:: SUPPLIED MATERIAL

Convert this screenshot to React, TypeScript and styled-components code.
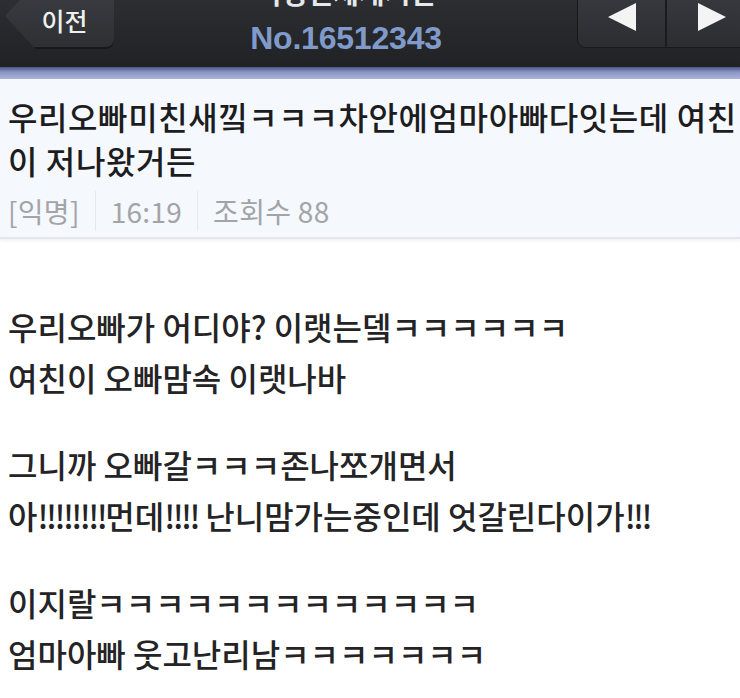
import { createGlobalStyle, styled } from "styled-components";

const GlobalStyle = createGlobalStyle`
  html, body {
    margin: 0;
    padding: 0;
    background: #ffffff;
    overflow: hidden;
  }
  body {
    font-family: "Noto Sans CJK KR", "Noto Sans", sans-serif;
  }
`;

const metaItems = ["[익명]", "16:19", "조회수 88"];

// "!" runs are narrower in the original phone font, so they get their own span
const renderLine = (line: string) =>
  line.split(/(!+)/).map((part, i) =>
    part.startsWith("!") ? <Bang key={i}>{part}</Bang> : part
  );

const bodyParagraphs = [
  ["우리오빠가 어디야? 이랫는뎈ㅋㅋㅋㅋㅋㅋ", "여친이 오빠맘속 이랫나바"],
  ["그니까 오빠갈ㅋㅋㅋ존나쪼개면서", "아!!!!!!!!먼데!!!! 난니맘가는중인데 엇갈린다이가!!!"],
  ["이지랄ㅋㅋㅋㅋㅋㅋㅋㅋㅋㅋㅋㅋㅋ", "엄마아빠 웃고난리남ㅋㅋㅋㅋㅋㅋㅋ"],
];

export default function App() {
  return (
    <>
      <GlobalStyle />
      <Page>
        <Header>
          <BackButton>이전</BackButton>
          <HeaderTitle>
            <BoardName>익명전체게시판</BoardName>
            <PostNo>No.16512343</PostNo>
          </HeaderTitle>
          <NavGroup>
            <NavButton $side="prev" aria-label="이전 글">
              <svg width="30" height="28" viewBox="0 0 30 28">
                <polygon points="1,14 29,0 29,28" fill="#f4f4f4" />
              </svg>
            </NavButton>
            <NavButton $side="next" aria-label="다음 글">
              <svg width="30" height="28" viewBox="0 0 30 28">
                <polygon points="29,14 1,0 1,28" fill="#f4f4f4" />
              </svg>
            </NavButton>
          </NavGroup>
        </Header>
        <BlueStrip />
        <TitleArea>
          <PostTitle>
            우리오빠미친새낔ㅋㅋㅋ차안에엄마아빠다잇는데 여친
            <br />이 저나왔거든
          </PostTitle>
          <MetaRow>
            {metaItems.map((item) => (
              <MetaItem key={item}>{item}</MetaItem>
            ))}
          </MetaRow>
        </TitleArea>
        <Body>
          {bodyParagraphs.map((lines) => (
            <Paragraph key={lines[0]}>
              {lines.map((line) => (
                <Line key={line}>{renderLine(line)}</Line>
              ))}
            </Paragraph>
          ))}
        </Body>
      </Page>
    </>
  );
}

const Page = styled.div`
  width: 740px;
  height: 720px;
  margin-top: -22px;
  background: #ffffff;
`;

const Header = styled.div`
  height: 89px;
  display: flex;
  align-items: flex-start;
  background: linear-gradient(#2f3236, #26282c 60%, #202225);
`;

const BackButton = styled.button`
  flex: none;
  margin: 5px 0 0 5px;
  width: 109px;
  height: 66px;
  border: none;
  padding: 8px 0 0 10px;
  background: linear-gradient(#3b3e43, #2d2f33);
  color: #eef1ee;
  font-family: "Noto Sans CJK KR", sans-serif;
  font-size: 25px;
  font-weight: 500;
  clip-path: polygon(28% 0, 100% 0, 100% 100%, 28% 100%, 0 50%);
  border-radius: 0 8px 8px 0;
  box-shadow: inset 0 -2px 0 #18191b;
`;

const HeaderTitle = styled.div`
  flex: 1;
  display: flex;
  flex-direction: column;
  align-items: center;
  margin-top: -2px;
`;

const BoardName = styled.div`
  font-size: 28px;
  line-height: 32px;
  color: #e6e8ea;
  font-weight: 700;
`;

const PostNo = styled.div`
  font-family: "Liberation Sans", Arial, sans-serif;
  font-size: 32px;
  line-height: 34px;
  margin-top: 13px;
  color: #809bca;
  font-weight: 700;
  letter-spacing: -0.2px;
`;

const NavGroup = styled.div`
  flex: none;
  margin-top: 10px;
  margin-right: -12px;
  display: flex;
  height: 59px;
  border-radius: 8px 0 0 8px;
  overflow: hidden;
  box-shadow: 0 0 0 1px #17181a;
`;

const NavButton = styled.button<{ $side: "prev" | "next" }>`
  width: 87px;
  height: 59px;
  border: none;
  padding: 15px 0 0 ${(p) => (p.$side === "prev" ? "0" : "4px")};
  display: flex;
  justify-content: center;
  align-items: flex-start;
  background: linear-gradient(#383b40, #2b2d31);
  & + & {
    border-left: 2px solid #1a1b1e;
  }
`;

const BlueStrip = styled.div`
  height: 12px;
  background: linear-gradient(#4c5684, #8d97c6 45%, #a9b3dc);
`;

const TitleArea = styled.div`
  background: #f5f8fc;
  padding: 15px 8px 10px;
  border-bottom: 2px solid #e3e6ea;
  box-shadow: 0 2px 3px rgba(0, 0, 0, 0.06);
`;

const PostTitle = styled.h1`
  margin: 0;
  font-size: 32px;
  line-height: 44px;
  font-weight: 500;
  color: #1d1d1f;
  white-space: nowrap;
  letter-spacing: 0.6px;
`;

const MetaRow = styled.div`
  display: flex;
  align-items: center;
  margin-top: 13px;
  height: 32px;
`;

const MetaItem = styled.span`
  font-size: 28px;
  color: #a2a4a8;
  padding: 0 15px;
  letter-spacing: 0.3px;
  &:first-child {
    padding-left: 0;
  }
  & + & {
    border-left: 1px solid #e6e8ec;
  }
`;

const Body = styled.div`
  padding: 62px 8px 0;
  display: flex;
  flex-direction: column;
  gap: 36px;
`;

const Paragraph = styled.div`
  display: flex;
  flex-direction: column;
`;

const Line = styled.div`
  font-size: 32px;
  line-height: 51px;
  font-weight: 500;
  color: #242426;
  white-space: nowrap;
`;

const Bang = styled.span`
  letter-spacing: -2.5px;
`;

::::

**REQUIREMENTS:** Each line with the string "components" in it needs to be found and copied.

**WRITTEN REPLY:**
Convert this screenshot to React, TypeScript and styled-components code.
import { createGlobalStyle, styled } from "styled-components";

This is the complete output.